Between dealing with a muffin top socket, a marked height difference and a raccoon face, I am sure that I am quite a sight as I tour the area. Thankfully I have been accompanied by a little boy sporting an Ohio State shirt, shorts, leather boots and a cowboy hat that is two sizes too big. He has certainly garnered the attention away from my limp and red raccoon look.

I have a new respect for my amputee friends who deal with these heat issues on a regular basis. For me, despite having a wonderful visit, I'll be glad to be going home where the temperatures are now a comfortable 82 degrees. Hot temperatures are not beneficial for this amputee mommy!

Monday, August 22, 2011

Sea World!!

Friday morning we packed up and headed to Sea World. Nearly every night since we confirmed our trip to Texas three months ago, Robby has curled up into my lap before bed time and said, "Momom, let's talk about Sea World." I would fire up my laptop and we would spend about twenty minutes looking at their website and Sea World YouTube videos. He was raring to go and began to giggle when we told him that we were finally going to Sea World that morning.
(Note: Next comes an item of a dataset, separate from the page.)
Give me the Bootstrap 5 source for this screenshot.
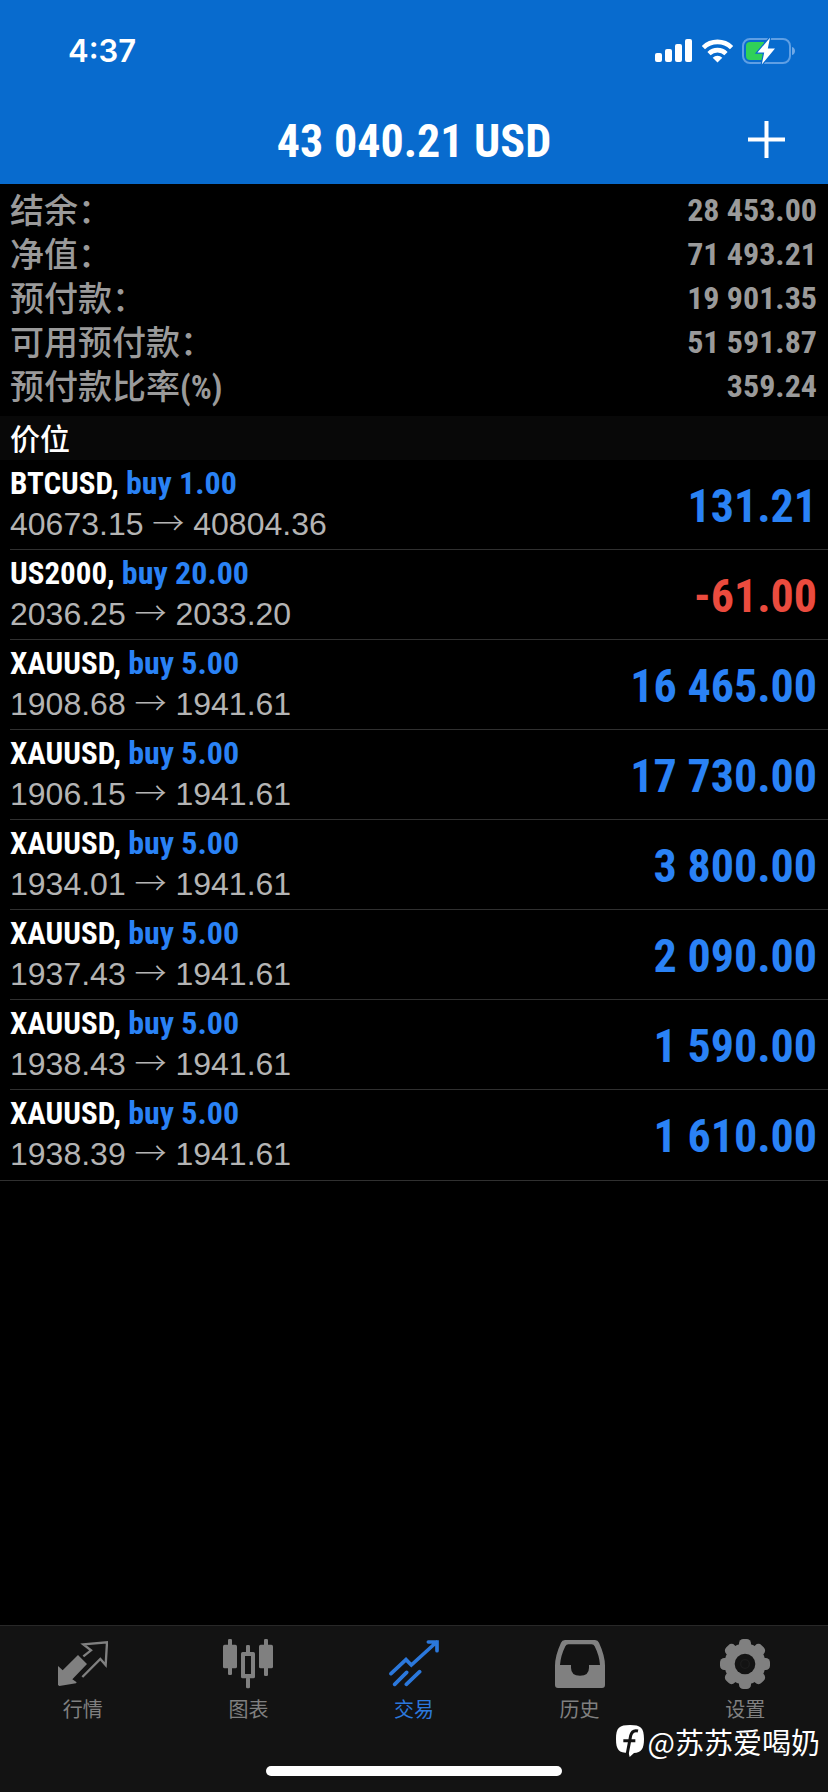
<!DOCTYPE html>
<html lang="zh-CN">
<head>
<meta charset="utf-8">
<meta name="viewport" content="width=device-width, initial-scale=1">
<title>交易</title>
<link href="https://cdn.jsdelivr.net/npm/bootstrap@5.3.0/dist/css/bootstrap.min.css" rel="stylesheet">
<style>
  :root {
    --narrow: "Roboto Condensed", "Liberation Sans", "Noto Sans CJK SC", sans-serif;
    --up: #2a82f5;
    --down: #eb4b3e;
  }
  body { background: #000; color: #fff; font-family: "Liberation Sans", "Noto Sans CJK SC", sans-serif; }
  svg { display: block; flex: none; }

  .app-top { background: #086bce; height: 184px; }
  .status-row { height: 98px; padding: 4px 32px 0 68px; }
  .clock { font: 600 31px/40px Inter, sans-serif; }
  .title-row { grid-template-columns: 1fr auto 1fr; height: 86px; padding: 0 43px; }
  .title-row h1 { font: 700 46px/56px var(--narrow); grid-column: 2; }
  .add-btn { color: #fff; justify-self: end; }

  .summary { padding: 4px 11px 8px 10px; }
  .summary dt { font: 500 34px/42px "Noto Sans CJK SC", sans-serif; color: #9a9a9a; height: 44px; }
  .unit { font: 700 33px/28px var(--narrow); }
  .summary dd { font: 700 32px/44px var(--narrow); color: #9a9a9a; }

  .section-title { background: #080808; font: 500 30px/42px "Noto Sans CJK SC", sans-serif; padding: 0 10px 2px; }

  .positions li { padding-left: 10px; }
  .positions li:last-child { padding-left: 0; border-bottom: 1px solid #303030; }
  .positions li:last-child .position { padding-left: 10px; border-bottom: 0; }
  .position { height: 90px; padding: 0 11px 2px 0; border-bottom: 1px solid #303030; }
  .symbol { font: 700 31px/40px var(--narrow); }
  .side { font-size: 32px; line-height: 32px; color: var(--up); }
  .prices { font: 400 32px/40px "Liberation Sans", sans-serif; color: #b4b4b4; }
  .arrow { font-family: "Noto Sans CJK SC", sans-serif; font-weight: 300; line-height: 1; }
  .profit { font: 700 46px/56px var(--narrow); color: var(--up); padding-top: 4px; }
  .loss { color: var(--down); }

  .app-tabs { background: #131313; border-top: 1px solid #282828; height: 167px; }
  .tab-item { color: #808080; font: 400 20px/28px "Noto Sans CJK SC", sans-serif; padding-top: 13px; gap: 6px; }
  .tab-item.active { color: #2b78dc; }
  .home-bar { width: 296px; height: 10px; bottom: 16px; background: #fff; }
  .watermark { right: 8px; bottom: 31px; font: 400 29px/40px "Noto Sans CJK SC", sans-serif; gap: 4px; }
</style>
</head>
<body>
<div class="d-flex flex-column min-vh-100">

  <header class="app-top">
    <div class="status-row d-flex align-items-center justify-content-between">
      <span class="clock">4:37</span>
      <div class="d-flex align-items-center gap-2">
        <svg width="38" height="24" viewBox="0 0 38 24" fill="#fff" aria-hidden="true">
          <rect x="0" y="14" width="7" height="9" rx="2"/><rect x="10" y="10" width="7" height="13" rx="2"/>
          <rect x="20" y="5" width="7" height="18" rx="2"/><rect x="30" y="0" width="7" height="23" rx="2"/>
        </svg>
        <svg width="33" height="24" viewBox="0 0 33 24" aria-hidden="true">
          <g fill="none" stroke="#fff" stroke-width="4.6"><path d="M2.4 8.6a20.2 20.2 0 0 1 28.2 0"/><path d="M8 14.6a12.2 12.2 0 0 1 17 0"/></g>
          <path fill="#fff" d="M16.5 23.6l-4.8-4.9a7 7 0 0 1 9.6 0z"/>
        </svg>
        <svg width="54" height="28" viewBox="0 0 54 28" aria-hidden="true">
          <rect x="1" y="2" width="47" height="24" rx="7" fill="none" stroke="#5f9fe4" stroke-width="2"/>
          <path fill="#6fa8e6" d="M50 10c4 1 4 7 0 8z"/>
          <path fill="#30d158" d="M8 5h14v18H8a4 4 0 0 1-4-4V9a4 4 0 0 1 4-4z"/>
          <path fill="#fff" stroke="#086bce" stroke-width="2.4" paint-order="stroke" d="M28 0.8L15.400 15.600h6.800L19.800 27.400 33 11.600h-7.200z"/>
        </svg>
      </div>
    </div>
    <div class="title-row d-grid align-items-center">
      <h1 class="m-0">43 040.21 USD</h1>
      <button type="button" class="add-btn btn p-0 pb-1 border-0" aria-label="新订单">
        <svg width="37" height="37" viewBox="0 0 37 37" stroke="#fff" stroke-width="4"><path d="M18.500 0v37M0 18.500h37"/></svg>
      </button>
    </div>
  </header>

  <main class="flex-grow-1">
    <dl class="summary m-0">
      <div class="d-flex justify-content-between"><dt>结余：</dt><dd class="m-0">28 453.00</dd></div>
      <div class="d-flex justify-content-between"><dt>净值：</dt><dd class="m-0">71 493.21</dd></div>
      <div class="d-flex justify-content-between"><dt>预付款：</dt><dd class="m-0">19 901.35</dd></div>
      <div class="d-flex justify-content-between"><dt>可用预付款：</dt><dd class="m-0">51 591.87</dd></div>
      <div class="d-flex justify-content-between"><dt>预付款比率<span class="unit">(%)</span></dt><dd class="m-0">359.24</dd></div>
    </dl>

    <h2 class="section-title m-0">价位</h2>

    <ul class="positions list-unstyled m-0">
      <li><div class="position d-flex align-items-center justify-content-between">
        <div><div class="symbol">BTCUSD, <span class="side">buy 1.00</span></div><div class="prices">40673.15 <span class="arrow">→</span> 40804.36</div></div>
        <div class="profit">131.21</div></div></li>
      <li><div class="position d-flex align-items-center justify-content-between">
        <div><div class="symbol">US2000, <span class="side">buy 20.00</span></div><div class="prices">2036.25 <span class="arrow">→</span> 2033.20</div></div>
        <div class="profit loss">-61.00</div></div></li>
      <li><div class="position d-flex align-items-center justify-content-between">
        <div><div class="symbol">XAUUSD, <span class="side">buy 5.00</span></div><div class="prices">1908.68 <span class="arrow">→</span> 1941.61</div></div>
        <div class="profit">16 465.00</div></div></li>
      <li><div class="position d-flex align-items-center justify-content-between">
        <div><div class="symbol">XAUUSD, <span class="side">buy 5.00</span></div><div class="prices">1906.15 <span class="arrow">→</span> 1941.61</div></div>
        <div class="profit">17 730.00</div></div></li>
      <li><div class="position d-flex align-items-center justify-content-between">
        <div><div class="symbol">XAUUSD, <span class="side">buy 5.00</span></div><div class="prices">1934.01 <span class="arrow">→</span> 1941.61</div></div>
        <div class="profit">3 800.00</div></div></li>
      <li><div class="position d-flex align-items-center justify-content-between">
        <div><div class="symbol">XAUUSD, <span class="side">buy 5.00</span></div><div class="prices">1937.43 <span class="arrow">→</span> 1941.61</div></div>
        <div class="profit">2 090.00</div></div></li>
      <li><div class="position d-flex align-items-center justify-content-between">
        <div><div class="symbol">XAUUSD, <span class="side">buy 5.00</span></div><div class="prices">1938.43 <span class="arrow">→</span> 1941.61</div></div>
        <div class="profit">1 590.00</div></div></li>
      <li><div class="position d-flex align-items-center justify-content-between">
        <div><div class="symbol">XAUUSD, <span class="side">buy 5.00</span></div><div class="prices">1938.39 <span class="arrow">→</span> 1941.61</div></div>
        <div class="profit">1 610.00</div></div></li>
    </ul>
  </main>

  <footer class="app-tabs position-relative">
    <nav class="row g-0" aria-label="主导航">
      <a href="#quotes" class="tab-item col d-flex flex-column align-items-center text-decoration-none">
        <svg width="50" height="50" viewBox="0 0 150 150" aria-hidden="true">
          <path fill="currentColor" d="M0 81l14 13 46-46 27 27-44 46 13 9-2 3-50 8-4-3z"/>
          <path fill="none" stroke="currentColor" stroke-width="7" d="M76 52l23-18-23-18 71-6-4 68-16-18-54 54"/>
        </svg>行情</a>
      <a href="#charts" class="tab-item col d-flex flex-column align-items-center text-decoration-none">
        <svg width="50" height="50" viewBox="0 0 150 150" fill="currentColor" aria-hidden="true">
          <rect x="0" y="17" width="42" height="71" rx="5"/><rect x="15" y="0" width="12" height="108" rx="4"/>
          <rect x="108" y="17" width="42" height="71" rx="5"/><rect x="123" y="0" width="12" height="111" rx="4"/>
          <path fill-rule="evenodd" d="M59 39h32a5 5 0 0 1 5 5v69a5 5 0 0 1-5 5H59a5 5 0 0 1-5-5V44a5 5 0 0 1 5-5zm7 12v54h18V51z"/>
          <rect x="69" y="18" width="12" height="24" rx="4"/><rect x="69" y="115" width="12" height="33" rx="4"/>
        </svg>图表</a>
      <a href="#trade" class="tab-item active col d-flex flex-column align-items-center text-decoration-none" aria-current="page">
        <svg width="50" height="50" viewBox="0 0 150 150" fill="none" stroke="currentColor" stroke-width="11" stroke-linecap="round" aria-hidden="true">
          <path d="M6 104l45-42 16 16 76-69M118 9h26v26M17 136l36-36M52 136l40-38"/>
        </svg>交易</a>
      <a href="#history" class="tab-item col d-flex flex-column align-items-center text-decoration-none">
        <svg width="50" height="50" viewBox="0 0 150 150" fill="currentColor" aria-hidden="true">
          <path fill-rule="evenodd" d="M30 3h90q9 0 12 8Q150 50 150 80v58q0 9-9 9H9q-9 0-9-9V80Q0 50 18 11q3-8 12-8zm10 13q-6 0-9 6Q17 50 15 78h33v8q0 24 27 24t27-24v-8h33q-2-28-16-56-3-6-9-6z"/>
        </svg>历史</a>
      <a href="#settings" class="tab-item col d-flex flex-column align-items-center text-decoration-none">
        <svg width="50" height="50" viewBox="0 0 150 150" aria-hidden="true">
          <g fill="currentColor"><circle cx="75" cy="75" r="62"/>
          <rect x="57" y="0" width="36" height="150" rx="13"/>
          <rect x="57" y="0" width="36" height="150" rx="13" transform="rotate(45 75 75)"/>
          <rect x="57" y="0" width="36" height="150" rx="13" transform="rotate(90 75 75)"/>
          <rect x="57" y="0" width="36" height="150" rx="13" transform="rotate(135 75 75)"/></g>
          <circle cx="75" cy="75" r="31" fill="#131313"/><circle cx="75" cy="75" r="13" fill="none" stroke="#1c1c1c" stroke-width="4"/>
        </svg>设置</a>
    </nav>
    <div class="home-bar position-absolute start-50 translate-middle-x rounded-pill"></div>
    <div class="watermark position-absolute d-flex align-items-center">
      <svg width="28" height="32" viewBox="0 0 84 96" aria-hidden="true">
        <path fill="#fff" d="M42 0c32 0 42 8 42 42 0 30-8 41-30 42L41 96l-3-12C8 84 0 74 0 42 0 8 10 0 42 0z"/>
        <path fill="none" stroke="#131313" stroke-width="9" d="M66 18c-12-3-19 2-22 14L33 90M22 47h36"/>
      </svg>
      <span>@苏苏爱喝奶</span>
    </div>
  </footer>
</div>
<script src="https://cdn.jsdelivr.net/npm/bootstrap@5.3.0/dist/js/bootstrap.bundle.min.js"></script>
</body>
</html>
I have to admit that my little boy loves animals. He took a map at the entrance and practically ran to the dolphin exhibit. After working with his Daddy to pet the dolphins, we headed to the sting ray and shark exhibit. Lo and behold, we got to the tank in time for a show!

Robby was so cute sitting on the floor in front of the giant aquarium, attentively absorbing everything the speaker was saying. He never squirmed and didn't get up to walk around like many of the other kids. In that moment he looked so grown up, I found myself feeling both pride and sadness simultaneously.
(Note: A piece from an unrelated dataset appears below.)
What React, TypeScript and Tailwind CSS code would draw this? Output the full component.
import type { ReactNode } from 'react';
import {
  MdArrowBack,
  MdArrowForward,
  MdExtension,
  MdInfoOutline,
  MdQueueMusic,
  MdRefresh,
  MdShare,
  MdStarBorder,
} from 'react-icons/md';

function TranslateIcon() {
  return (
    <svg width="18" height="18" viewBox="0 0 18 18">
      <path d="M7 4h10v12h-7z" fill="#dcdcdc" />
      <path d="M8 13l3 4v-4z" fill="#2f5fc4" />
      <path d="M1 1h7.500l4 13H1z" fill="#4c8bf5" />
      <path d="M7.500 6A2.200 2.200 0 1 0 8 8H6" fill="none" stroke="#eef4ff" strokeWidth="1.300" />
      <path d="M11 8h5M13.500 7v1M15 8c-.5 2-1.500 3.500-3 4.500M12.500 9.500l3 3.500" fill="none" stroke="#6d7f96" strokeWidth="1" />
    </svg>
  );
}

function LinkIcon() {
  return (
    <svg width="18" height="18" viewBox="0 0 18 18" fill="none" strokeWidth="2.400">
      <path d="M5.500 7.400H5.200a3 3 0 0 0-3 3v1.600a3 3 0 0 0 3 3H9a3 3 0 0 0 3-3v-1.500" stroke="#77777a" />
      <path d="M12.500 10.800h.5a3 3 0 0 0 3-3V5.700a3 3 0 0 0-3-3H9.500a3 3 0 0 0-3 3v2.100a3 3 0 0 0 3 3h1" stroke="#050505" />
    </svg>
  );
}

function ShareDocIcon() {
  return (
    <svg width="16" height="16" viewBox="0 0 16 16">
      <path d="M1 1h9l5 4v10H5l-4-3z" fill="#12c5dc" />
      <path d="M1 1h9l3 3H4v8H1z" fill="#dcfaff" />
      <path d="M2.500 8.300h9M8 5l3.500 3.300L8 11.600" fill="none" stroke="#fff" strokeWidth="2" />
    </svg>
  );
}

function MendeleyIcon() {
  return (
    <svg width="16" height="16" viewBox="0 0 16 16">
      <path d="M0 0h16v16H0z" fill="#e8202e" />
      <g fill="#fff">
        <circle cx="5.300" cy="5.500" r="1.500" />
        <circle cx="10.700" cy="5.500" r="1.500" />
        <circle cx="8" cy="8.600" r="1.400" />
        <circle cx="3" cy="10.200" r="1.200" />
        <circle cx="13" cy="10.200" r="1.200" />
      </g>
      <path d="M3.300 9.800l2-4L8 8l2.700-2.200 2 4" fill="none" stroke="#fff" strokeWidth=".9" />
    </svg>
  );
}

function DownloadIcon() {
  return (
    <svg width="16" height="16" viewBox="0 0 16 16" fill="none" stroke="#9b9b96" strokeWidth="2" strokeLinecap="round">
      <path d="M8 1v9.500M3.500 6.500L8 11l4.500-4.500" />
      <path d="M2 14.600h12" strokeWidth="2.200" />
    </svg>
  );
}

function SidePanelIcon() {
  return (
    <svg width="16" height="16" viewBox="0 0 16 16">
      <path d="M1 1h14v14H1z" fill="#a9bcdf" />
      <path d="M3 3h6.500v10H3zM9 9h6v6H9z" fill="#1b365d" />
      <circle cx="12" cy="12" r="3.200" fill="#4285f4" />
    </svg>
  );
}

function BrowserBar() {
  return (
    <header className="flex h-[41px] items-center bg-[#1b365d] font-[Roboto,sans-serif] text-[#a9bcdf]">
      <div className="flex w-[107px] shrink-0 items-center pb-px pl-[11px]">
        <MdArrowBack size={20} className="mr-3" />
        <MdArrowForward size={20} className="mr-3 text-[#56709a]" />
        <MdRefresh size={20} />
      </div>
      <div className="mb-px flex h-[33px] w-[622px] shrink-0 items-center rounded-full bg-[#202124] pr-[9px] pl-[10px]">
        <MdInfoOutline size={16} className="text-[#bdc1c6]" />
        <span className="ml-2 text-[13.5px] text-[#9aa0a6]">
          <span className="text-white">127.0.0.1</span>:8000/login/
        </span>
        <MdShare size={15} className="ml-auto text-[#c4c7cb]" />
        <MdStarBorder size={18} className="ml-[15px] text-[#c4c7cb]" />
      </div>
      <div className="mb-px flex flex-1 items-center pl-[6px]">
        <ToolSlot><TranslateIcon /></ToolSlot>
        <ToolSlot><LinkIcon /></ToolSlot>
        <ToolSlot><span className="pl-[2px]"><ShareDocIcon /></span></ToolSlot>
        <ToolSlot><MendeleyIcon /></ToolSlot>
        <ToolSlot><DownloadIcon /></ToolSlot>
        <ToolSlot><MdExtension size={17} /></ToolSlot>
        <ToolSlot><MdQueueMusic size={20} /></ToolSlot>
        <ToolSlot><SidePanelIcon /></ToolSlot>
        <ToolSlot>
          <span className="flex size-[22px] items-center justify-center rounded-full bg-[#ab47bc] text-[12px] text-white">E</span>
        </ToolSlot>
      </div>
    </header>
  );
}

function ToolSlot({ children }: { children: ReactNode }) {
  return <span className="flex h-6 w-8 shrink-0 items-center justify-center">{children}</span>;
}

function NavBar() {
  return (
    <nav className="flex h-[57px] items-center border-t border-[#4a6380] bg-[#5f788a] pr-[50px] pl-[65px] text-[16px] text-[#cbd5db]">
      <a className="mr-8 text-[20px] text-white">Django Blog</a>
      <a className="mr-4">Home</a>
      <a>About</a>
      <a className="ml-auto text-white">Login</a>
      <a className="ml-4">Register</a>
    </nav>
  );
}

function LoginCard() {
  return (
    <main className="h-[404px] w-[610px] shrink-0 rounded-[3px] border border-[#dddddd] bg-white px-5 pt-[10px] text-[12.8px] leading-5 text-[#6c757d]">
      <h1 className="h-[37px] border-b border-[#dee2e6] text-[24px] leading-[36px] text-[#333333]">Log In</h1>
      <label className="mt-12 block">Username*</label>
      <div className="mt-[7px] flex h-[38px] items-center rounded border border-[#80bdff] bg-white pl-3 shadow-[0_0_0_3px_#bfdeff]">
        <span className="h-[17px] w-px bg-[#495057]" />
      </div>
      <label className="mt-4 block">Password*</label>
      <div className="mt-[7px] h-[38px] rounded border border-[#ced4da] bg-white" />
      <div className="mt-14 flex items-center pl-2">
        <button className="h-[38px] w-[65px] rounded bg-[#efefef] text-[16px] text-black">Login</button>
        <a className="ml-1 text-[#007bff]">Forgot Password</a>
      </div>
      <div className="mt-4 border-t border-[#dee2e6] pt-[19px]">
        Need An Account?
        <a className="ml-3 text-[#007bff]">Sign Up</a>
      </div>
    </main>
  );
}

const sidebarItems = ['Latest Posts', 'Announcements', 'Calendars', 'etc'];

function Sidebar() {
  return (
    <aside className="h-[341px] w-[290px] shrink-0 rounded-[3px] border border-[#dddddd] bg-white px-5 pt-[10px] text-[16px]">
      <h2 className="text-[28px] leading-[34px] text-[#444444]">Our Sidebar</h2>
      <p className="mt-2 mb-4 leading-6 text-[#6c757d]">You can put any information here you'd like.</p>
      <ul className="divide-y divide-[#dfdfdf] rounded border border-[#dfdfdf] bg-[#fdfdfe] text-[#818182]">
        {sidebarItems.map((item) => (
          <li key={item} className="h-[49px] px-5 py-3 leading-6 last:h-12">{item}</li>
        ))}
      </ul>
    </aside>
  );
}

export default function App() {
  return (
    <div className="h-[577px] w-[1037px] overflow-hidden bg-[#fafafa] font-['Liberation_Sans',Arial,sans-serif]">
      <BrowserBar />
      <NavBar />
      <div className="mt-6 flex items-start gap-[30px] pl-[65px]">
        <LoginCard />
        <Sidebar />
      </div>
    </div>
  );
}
After visiting the sharks and rays, we headed over to the Sea Lion exhibit. My Dad surprised Robby and bought a tray of sea lion food so that he could feed them. I found it somewhat ironic when my Dad handed Robby a tray of dead fish. After all, he was the person responsible for buying Robby his fish aquarium. Because just about every resident that has swum in its waters has met an untimely death, I figured that it was easier to just give Robby his fish already belly side up and save us some trouble!

Robby was delighted to feed the sea lions. After throwing his first fish into the waiting mouth, he looked at me and squealed, "I've never fed a sea lion before in my whole entire five year life." He then proceeded to toss another fish to the crowd of sea lions below.

Yet again I found myself feeling a sense of maternal pride. Many of the other visitors were teasing the sea lions with the fish, dangling the food above them without releasing it. The animals were yelping and begging to be fed, yet the tourists continued to taunt them. Robby remarked that he felt the people were being mean, and that it "wasn't nice" not to give the fish to the sea lions. He never made them beg and simply enjoyed watching them eat. I think that this small observation speaks to his sensitivity and compassion!

Robby, it turns out, wasn't the only person impressed by the sea lion exhibit. My Dad considers himself fortunate enough to have witnessed what apparently was an awesome sight. He saw a sea lion poop in the water while swimming. Now Robby and my Dad have deep conversations about, you guessed it, poop!

My favorite part of the day was, without doubt, the Shamu killer whale show. While I was impressed with the tricks performed by the giant animals, I enjoyed watching Robby's reaction much more than watching the whales. His unbridled enthusiasm and pure delight came shining through his eyes and expressions as he watched the show.

When the show started, the whale swam underwater and jumped, performing a back flip in the center of the pool. Robby spontaneously screamed, "Oh my gosh, this is the most amazing thing ever. I'm so happy!" I will never forget the pure joy in his voice and the astonishment in his eyes. That single moment was worth the price of admission.

That night Robby giggled himself to sleep. He woke up two times in the middle of the night, once to remind me that he fed a sea lion and the second time to talk about the Shamu show. I worried that the combination of the heat and Robby's ultra high expectations might cause Sea World to fall short. I am thrilled that was not the case. After months of anticipation, and despite the 110 degree temperatures, we had a wonderful Sea World adventure!